Long lines of French farmers driving their tractors blocked traffic around Paris and across France Jan. 29, demanding the government of President Emmanuel Macron and European Union officials put an end to policies that threaten their livelihoods.
Faced with skyrocketing energy and fertilizer prices, and choking on growing “climate change” regulations, farmers across Europe are up in arms.
Recent attempts by the French government to lower inflation by pressuring supermarket owners to reduce their prices has led them to cut prices they pay to farmers, forcing some farmers to sell below their cost of production.
The protests, now into their second week, have broad public support. France is the EU’s biggest agricultural producer, with thousands of farmers producing meat, dairy, wine and other commodities.
Macron’s government has dropped plans to reduce state subsidies on agricultural diesel, but farmers say this is not enough.

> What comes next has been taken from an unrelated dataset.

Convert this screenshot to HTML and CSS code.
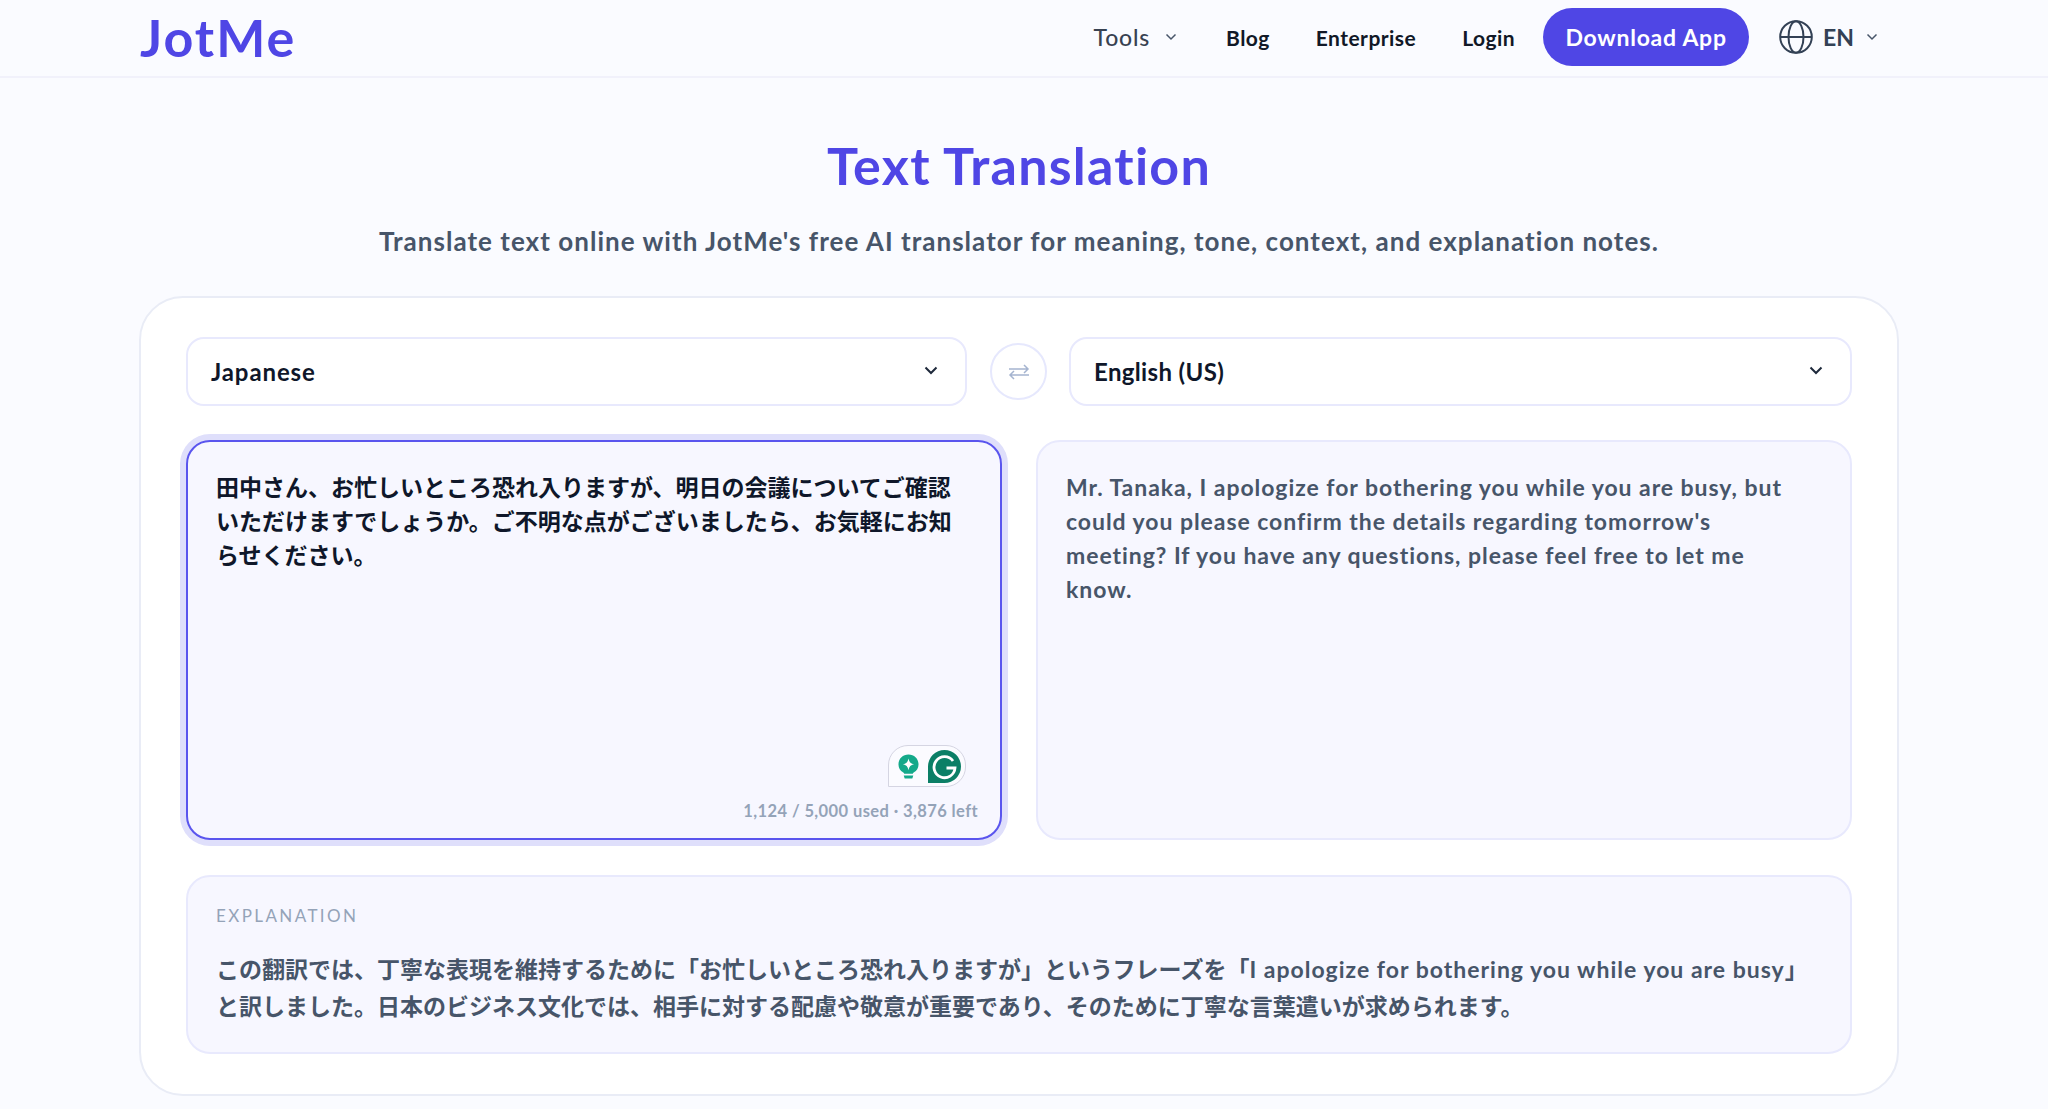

The government has “completely forgotten that behind this job, there are women and men who need to make their living, to be proud again,” said Luc Smessaert, who helped organize a protest near Beauvais, north of Paris, Jan. 23.
In Germany, Romania, Italy, Ireland, Spain and Poland tens of thousands of farmers facing similar government attacks have taken to the streets.
Under the pressure of the capitalist crisis, the EU has cut programs that in the past made payments to farmers. And in the name of saving the climate, the EU now makes subsidies contingent on farmers forgoing development of more arable land and reducing fertilizer use by at least 20%.
Ursula von der Leyen, president of the European Commission, responded Jan. 25 to the protests, saying she was opening “strategic dialogues” on farmers’ issues.
“We don’t have much faith,” Ana Mahe of the Farmers’ Alliance Ireland, said at a protest outside the EU parliament in Brussels.
EU demands that Irish farmers cull cattle herds to reduce nitrogen oxide emissions have added to the fury of farmers there.
Clause Hochrein, a German farmer from Eisenheim, told the Financial Times the government’s fuel subsidy cut, coming on top of tougher EU rules on the use of fertilizer and pesticides, was the last straw. “The government has talked to the NGOs, they’ve talked to each other, over our heads, and never with us — and that has to change.”